School’s (almost) out for summer! With the summer break quickly approaching, numerous off-island students had the opportunity to celebrate the end of the school year with educational trips to Galiano. For the Back Country Experience Program, the Galiano Conservancy hosted Grade 9 students from Cambie Secondary in Richmond, for a three day, experiential environmental education program. The agenda focused on the development of skills to explore, survive and thrive in coastal British Columbia’s diverse set of landscapes and ever changing weather systems.
The program began with an introduction to our 188-acre Millard Learning Centre, complete with camping platforms, fire pits, toilets and a large communal meeting tent. A beautiful and challenging hike was on the agenda for Day 1! Generously supported by Mountain Equipment Co-op, brand new MEC packs, sleeping bags, mats, tents and other camping gear was distributed and strategically packed in order to prepare for the journey. With the sun shining and backpacks filled to the brim, the group set off from Laughlin Lake and made their way to Pebble Beach. After lunch and games were enjoyed with views of the Salish Sea, the group continued their 7 km hike back to the Learning Centre. Due to the changing elevation and soil conditions along this stretch, we encountered and explained various ecosystems, owing to changing elevation and soil conditions—these included dry and nutrient poor systems, moist, nutrient rich systems, and everything in between. Giant Douglas fir and Western redcedar dotted the landscape, while Salal, nettle, and oceanspray were found in the understory. After the hike the students were taught how to safely use camp stoves, the principles of fire building, and the concept of leave-no-trace camping and hiking.

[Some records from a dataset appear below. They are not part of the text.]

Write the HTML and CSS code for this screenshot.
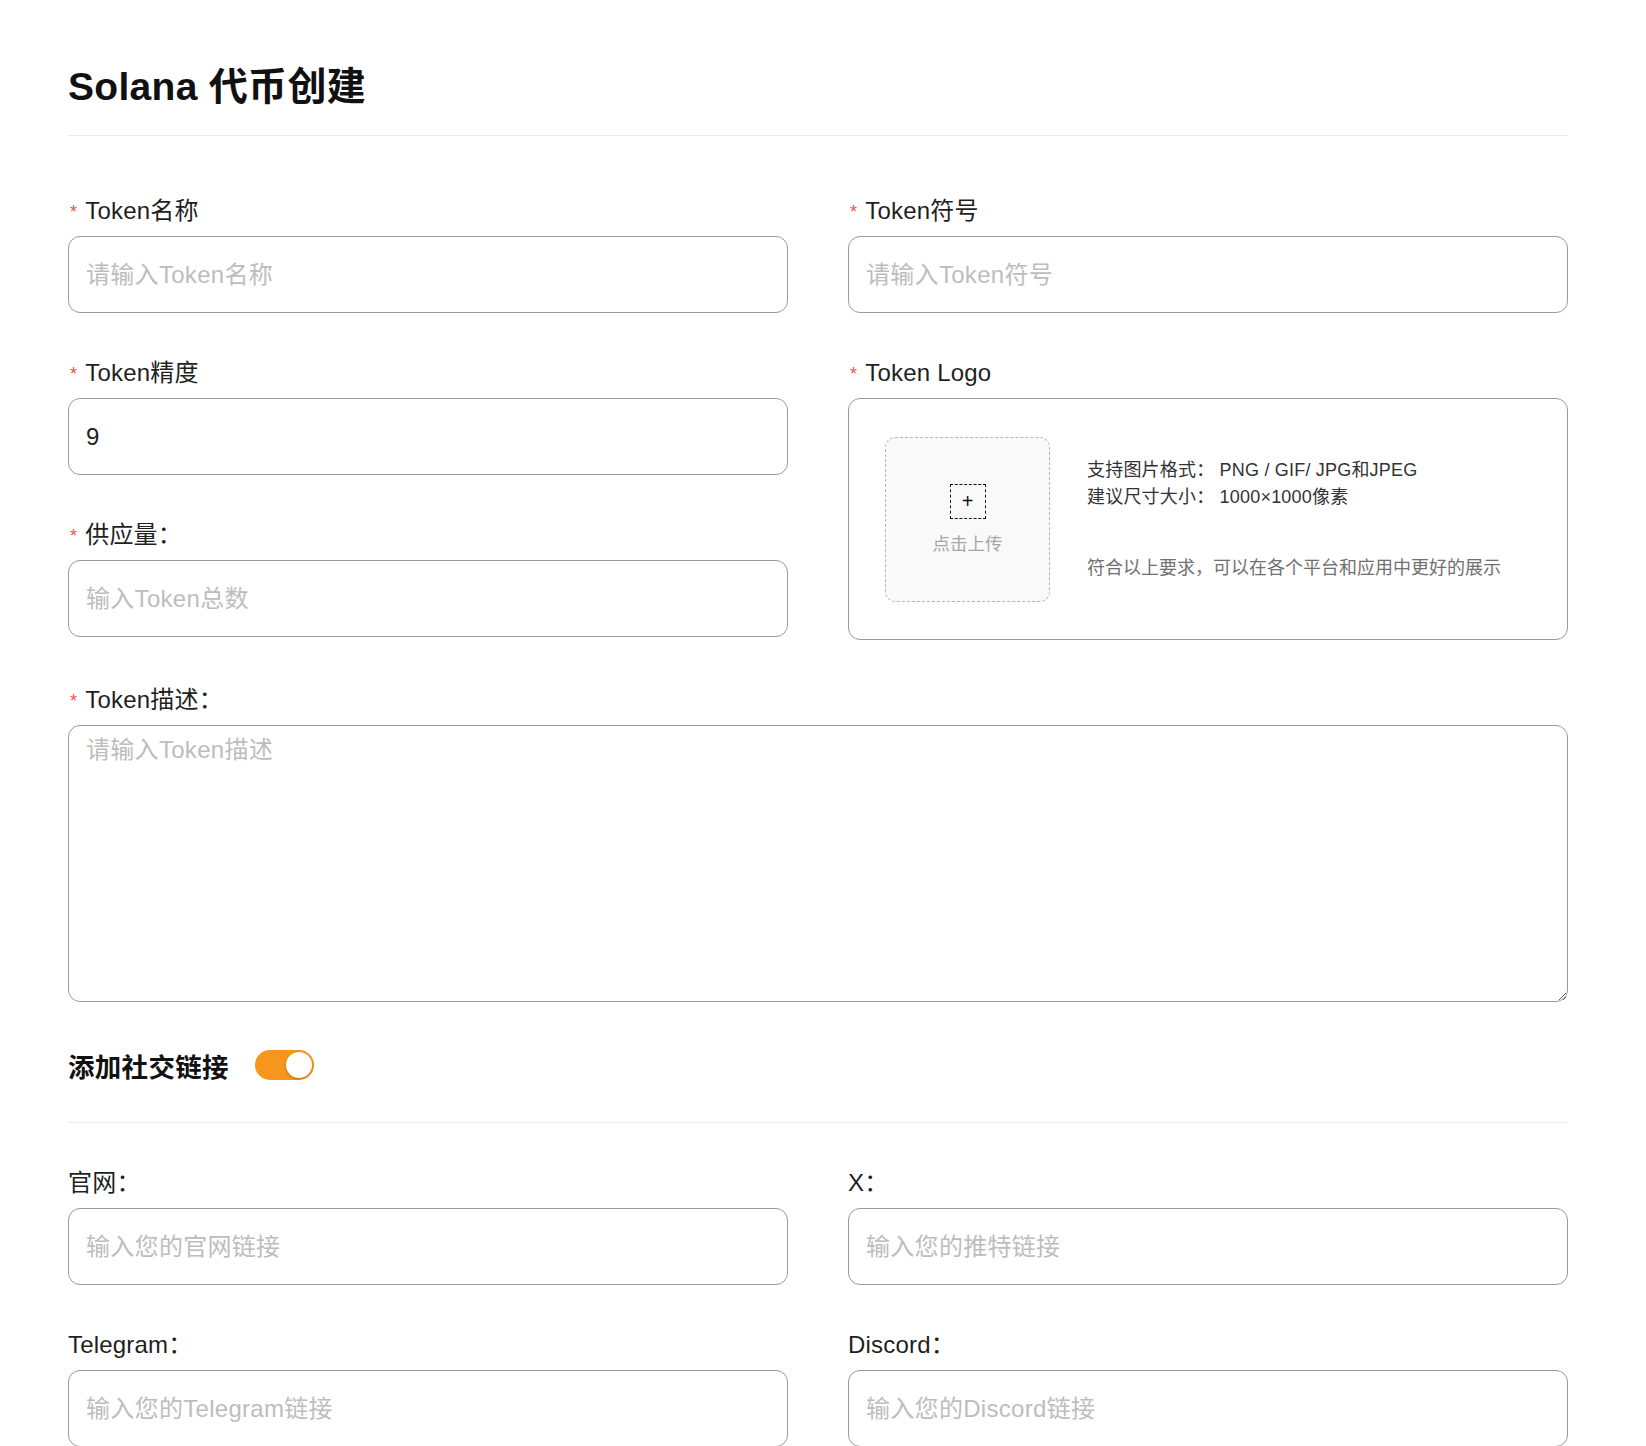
FILE: index.html
```html
<!DOCTYPE html>
<html lang="zh-CN">
<head>
<meta charset="utf-8">
<title>Solana 代币创建</title>
<link rel="stylesheet" href="styles.css">
</head>
<body>
<div class="page">
  <h1 class="title">Solana 代币创建</h1>
  <div class="divider top-divider"></div>

  <div class="grid main-grid">
    <div class="col">
      <div class="field">
        <label class="label"><span class="req">*</span>Token名称</label>
        <input class="input" type="text" placeholder="请输入Token名称">
      </div>
      <div class="field">
        <label class="label"><span class="req">*</span>Token精度</label>
        <input class="input" type="text" value="9">
      </div>
      <div class="field">
        <label class="label"><span class="req">*</span>供应量：</label>
        <input class="input" type="text" placeholder="输入Token总数">
      </div>
    </div>
    <div class="col">
      <div class="field">
        <label class="label"><span class="req">*</span>Token符号</label>
        <input class="input" type="text" placeholder="请输入Token符号">
      </div>
      <div class="field">
        <label class="label"><span class="req">*</span>Token Logo</label>
        <div class="logo-box">
          <div class="upload">
            <span class="plus">+</span>
            <span class="upload-text">点击上传</span>
          </div>
          <div class="logo-info">
            <div class="info-line">支持图片格式： PNG / GIF/ JPG和JPEG</div>
            <div class="info-line">建议尺寸大小： 1000×1000像素</div>
            <div class="info-line info-muted">符合以上要求，可以在各个平台和应用中更好的展示</div>
          </div>
        </div>
      </div>
    </div>
  </div>

  <div class="field">
    <label class="label"><span class="req">*</span>Token描述：</label>
    <textarea class="textarea" placeholder="请输入Token描述"></textarea>
  </div>

  <div class="social-row">
    <span class="social-title">添加社交链接</span>
    <span class="switch"><span class="knob"></span></span>
  </div>
  <div class="divider social-divider"></div>

  <div class="grid">
    <div class="field">
      <label class="label">官网：</label>
      <input class="input" type="text" placeholder="输入您的官网链接">
    </div>
    <div class="field">
      <label class="label">X：</label>
      <input class="input" type="text" placeholder="输入您的推特链接">
    </div>
    <div class="field">
      <label class="label">Telegram：</label>
      <input class="input" type="text" placeholder="输入您的Telegram链接">
    </div>
    <div class="field">
      <label class="label">Discord：</label>
      <input class="input" type="text" placeholder="输入您的Discord链接">
    </div>
  </div>
</div>
</body>
</html>
```

FILE: styles.css
```css
* { box-sizing: border-box; }

html, body {
  margin: 0;
  padding: 0;
  background: #fff;
}

body {
  font-family: "Liberation Sans", "Noto Sans CJK SC", sans-serif;
  color: #1f1f1f;
}

.page {
  width: 1500px;
  margin-left: 68px;
  padding-top: 62px;
}

.title {
  margin: 0;
  font-size: 39px;
  line-height: 50px;
  font-weight: 600;
  letter-spacing: 0.3px;
  color: #111;
}

.divider {
  height: 1px;
  background: #ececec;
}

.top-divider {
  margin-top: 23px;
  margin-bottom: 63px;
}

.grid {
  display: grid;
  grid-template-columns: 720px 720px;
  column-gap: 60px;
}

.col {
  display: flex;
  flex-direction: column;
}

.field {
  display: flex;
  flex-direction: column;
  margin-bottom: 48px;
}

.label {
  display: flex;
  align-items: center;
  font-size: 24px;
  line-height: 24px;
  height: 24px;
  margin-bottom: 13px;
  letter-spacing: 0.2px;
  color: #1f1f1f;
}

.req {
  color: #f0514f;
  font-size: 18px;
  margin-left: 2px;
  margin-right: 8px;
  position: relative;
  top: 1px;
}

.input {
  height: 77px;
  width: 100%;
  border: 1px solid #9a9a9a;
  border-radius: 12px;
  padding: 0 17px;
  font-family: "Liberation Sans", "Noto Sans CJK SC", sans-serif;
  font-size: 24px;
  letter-spacing: 0.3px;
  color: #1f1f1f;
  background: #fff;
  outline: none;
}

.input::placeholder,
.textarea::placeholder {
  color: #bdbdbd;
}

.logo-box {
  height: 242px;
  border: 1px solid #9a9a9a;
  border-radius: 12px;
  display: flex;
  align-items: center;
  padding-left: 36px;
}

.upload {
  width: 165px;
  height: 165px;
  border: 1px dashed #b5b5b5;
  border-radius: 10px;
  background: #f9f9f9;
  display: flex;
  flex-direction: column;
  align-items: center;
  justify-content: center;
}

.plus {
  width: 36px;
  height: 35px;
  border: 1px dashed #111;
  display: flex;
  align-items: center;
  justify-content: center;
  font-size: 20px;
  line-height: 1;
  color: #111;
}

.upload-text {
  margin-top: 11px;
  font-size: 17.5px;
  color: #a6a6a6;
}

.logo-info {
  margin-left: 37px;
  display: flex;
  flex-direction: column;
}

.info-line {
  font-size: 18px;
  line-height: 27px;
  letter-spacing: 0.2px;
  color: #333;
}

.info-muted {
  color: #707070;
  margin-top: 44px;
  letter-spacing: 0;
}

.textarea {
  height: 277px;
  width: 100%;
  border: 1px solid #9a9a9a;
  border-radius: 12px;
  padding: 8px 17px;
  font-family: "Liberation Sans", "Noto Sans CJK SC", sans-serif;
  font-size: 24px;
  letter-spacing: 0.3px;
  line-height: 32px;
  color: #1f1f1f;
  resize: vertical;
  outline: none;
}

.social-row {
  display: flex;
  align-items: center;
  height: 30px;
  margin-top: 2px;
}

.social-title {
  font-size: 26.5px;
  font-weight: 700;
  letter-spacing: 0.3px;
  color: #111;
}

.switch {
  margin-left: 26px;
  width: 59px;
  height: 30px;
  border-radius: 15px;
  background: #f7961c;
  display: flex;
  align-items: center;
  justify-content: flex-end;
  padding-right: 2px;
}

.knob {
  width: 26px;
  height: 26px;
  border-radius: 50%;
  background: #fff;
  box-shadow: 0 1px 3px rgba(0, 0, 0, 0.25);
}

.social-divider {
  margin-top: 42px;
  margin-bottom: 48px;
}
```
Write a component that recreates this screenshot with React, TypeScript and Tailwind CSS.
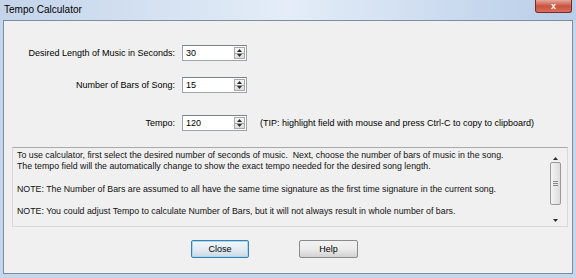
import React from 'react';

const font = { fontFamily: '"Liberation Sans", Arial, sans-serif' };

function Arrow({ up }: { up?: boolean }) {
  return (
    <svg width="5" height="3" viewBox="0 0 5 3" className="block">
      <path d={up ? 'M0 3 L2.5 0 L5 3 Z' : 'M0 0 L2.5 3 L5 0 Z'} fill="#2b2b2b" />
    </svg>
  );
}

function Spin({ value }: { value: string }) {
  return (
    <div className="flex h-4 w-[65px] border border-[#9da3ad] border-t-[#7c818a] bg-white">
      <span className="flex-1 pl-[3px] text-[9px] leading-[14px] text-black">{value}</span>
      <div className="my-[1px] mr-[1px] flex w-[11px] flex-col border border-[#a7a7a7] bg-gradient-to-b from-[#f6f6f6] to-[#dedede]">
        <div className="flex flex-1 items-center justify-center border-b border-[#a7a7a7]">
          <Arrow up />
        </div>
        <div className="flex flex-1 items-center justify-center">
          <Arrow />
        </div>
      </div>
    </div>
  );
}

export default function App() {
  return (
    <div className="w-[576px] h-[278px] overflow-hidden bg-[#c5d6eb] text-black" style={font}>
      {/* Title bar */}
      <div className="relative h-5 bg-gradient-to-r from-[#c3d4ea] via-[#e4edf8] to-[#b8cde8]">
        <span className="absolute left-[4px] top-[3px] text-[10px] leading-[13px] text-black">Tempo Calculator</span>
        <div className="absolute right-[4px] top-0 flex h-[13px] w-[37px] items-center justify-center rounded-b-[3px] border border-t-0 border-[#7a2a22] bg-gradient-to-b from-[#e3a79c] via-[#c8523f] to-[#d8705a]">
          <span className="text-[9px] font-bold leading-none text-white">x</span>
        </div>
      </div>

      {/* Client */}
      <div className="mx-[3px] h-[254px] border border-[#7b8ca3] bg-[#f0f0f0]">
        <div className="flex flex-col pt-[24px]">
          {/* Row 1 */}
          <div className="flex items-center">
            <span className="w-[172px] pr-[1px] text-right text-[9px] leading-4">Desired Length of Music in Seconds:</span>
            <div className="ml-[6px]">
              <Spin value="30" />
            </div>
          </div>
          {/* Row 2 */}
          <div className="mt-[16px] flex items-center">
            <span className="w-[172px] pr-[1px] text-right text-[9px] leading-4">Number of Bars of Song:</span>
            <div className="ml-[6px]">
              <Spin value="15" />
            </div>
          </div>
          {/* Row 3 */}
          <div className="mt-[22px] flex items-center">
            <span className="w-[172px] pr-[1px] text-right text-[9px] leading-4">Tempo:</span>
            <div className="ml-[6px]">
              <Spin value="120" />
            </div>
            <span className="ml-[13px] text-[9px] leading-4">(TIP: highlight field with mouse and press Ctrl-C to copy to clipboard)</span>
          </div>

          {/* Help text area */}
          <div className="ml-[8px] mt-[16px] flex h-[80px] w-[556px] border border-[#d9d9d9] border-t-[#a9a9a9] bg-[#f0f0f0]">
            <div className="flex-1 whitespace-pre-wrap pl-[4px] pt-[2px] text-[8.8px] leading-[11.2px] text-[#111]">
              {'To use calculator, first select the desired number of seconds of music.  Next, choose the number of bars of music in the song.\nThe tempo field will the automatically change to show the exact tempo needed for the desired song length.\n\nNOTE: The Number of Bars are assumed to all have the same time signature as the first time signature in the current song.\n\nNOTE: You could adjust Tempo to calculate Number of Bars, but it will not always result in whole number of bars.'}
            </div>
            {/* Scrollbar */}
            <div className="mr-[5px] flex w-[13px] flex-col items-center">
              <div className="flex h-[12px] items-end justify-center">
                <Arrow up />
              </div>
              <div className="mt-[2px] flex h-[43px] w-[11px] items-center justify-center rounded-[2px] border border-[#9a9a9a] bg-gradient-to-r from-[#f4f4f4] to-[#dcdcdc]">
                <div className="flex w-[5px] flex-col gap-[1px]">
                  <div className="h-px bg-[#8a8a8a]" />
                  <div className="h-px bg-[#8a8a8a]" />
                  <div className="h-px bg-[#8a8a8a]" />
                </div>
              </div>
              <div className="mt-auto mb-[4px] flex justify-center">
                <Arrow />
              </div>
            </div>
          </div>

          {/* Buttons */}
          <div className="mt-[13px] flex pl-[187px]">
            <button className="h-[18px] w-[58px] rounded-[2px] border border-[#3c7fb1] bg-gradient-to-b from-[#f2f7fb] via-[#e3ecf3] to-[#cad9e6] text-[9px] leading-none shadow-[inset_0_0_0_1px_#a8d8f0]">
              Close
            </button>
            <button className="ml-[50px] h-[18px] w-[59px] rounded-[2px] border border-[#8a8a8a] bg-gradient-to-b from-[#f2f2f2] via-[#ebebeb] to-[#d2d2d2] text-[9px] leading-none">
              Help
            </button>
          </div>
        </div>
      </div>
    </div>
  );
}
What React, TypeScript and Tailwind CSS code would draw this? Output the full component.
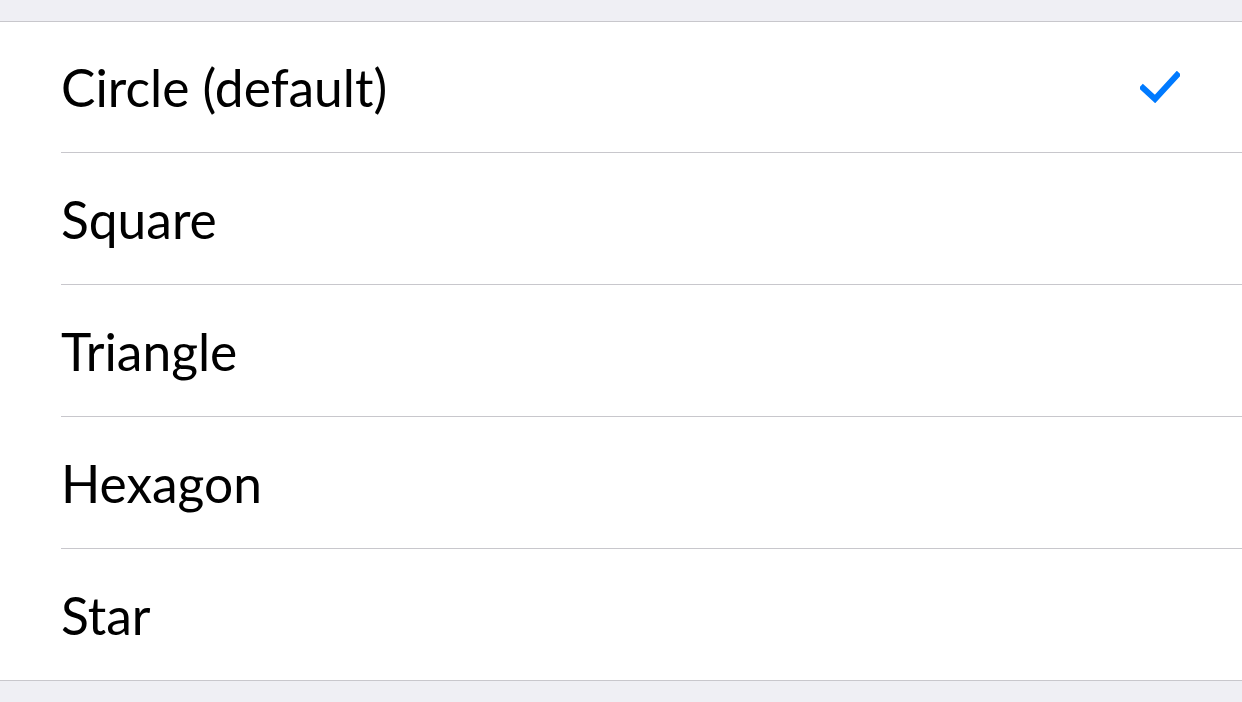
import React from "react";

const items = ["Circle (default)", "Square", "Triangle", "Hexagon", "Star"];

export default function App() {
  return (
    <div
      className="w-[1242px] h-[702px] bg-[#efeff4] pt-[21px] overflow-hidden"
      style={{ fontFamily: "Lato, 'Open Sans', sans-serif" }}
    >
      <div className="bg-white border-t border-b border-[#c8c7cc]">
        {items.map((label, i) => (
          <div key={label} className="pl-[61px]">
            <div
              className={
                "flex items-center pr-[62px] " +
                (i === 0
                  ? "h-[131px] border-b border-[#c8c7cc]"
                  : i < items.length - 1
                  ? "h-[132px] border-b border-[#c8c7cc]"
                  : "h-[131px]")
              }
            >
              <span className="flex-1 text-[51.5px] text-black leading-none pt-[2px]">
                {label}
              </span>
              {i === 0 && (
                <svg width="40" height="32" viewBox="0 0 40 32">
                  <path
                    d="M3 17 L15 28 L37 4"
                    fill="none"
                    stroke="#007aff"
                    strokeWidth="6"
                    strokeLinecap="square"
                  />
                </svg>
              )}
            </div>
          </div>
        ))}
      </div>
    </div>
  );
}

The coast’s wildest weather hit the group on Day 2, but spirits remained high, and hands-on activities on orienteering, natural rope making, fresh water invertebrates and tarp set-up were the highlights of the day. Day 3 was all about plants! Student led teaching activities allowed classmates to share their knowledge with each other, while a plant scavenger hunt put learning to the test in a fun, interactive way. Following this a lesson on Wilderness First Aid was taught and the day ended with a group reflection on the days past.
The group returned to the ferry excited about their experience in the back country, their improved relationships with their classmates, and their new knowledge regarding plants, forest communities and survival skills. Coupled with this was the new found excitement for their homes, roofs, beds and showers, as well as the thrill of telling their families and peers back at school all about their experience.
Thanks for keeping a positive attitude Cambie Students, despite the sun, thunder, rain and clouds!
“ The no civilization environment. I could spend time in nature with almost no distraction. This let me take in the learning well”
“The second night’s campfire. The night felt so perfect because of the feeling of community and the fear of the scary stories.”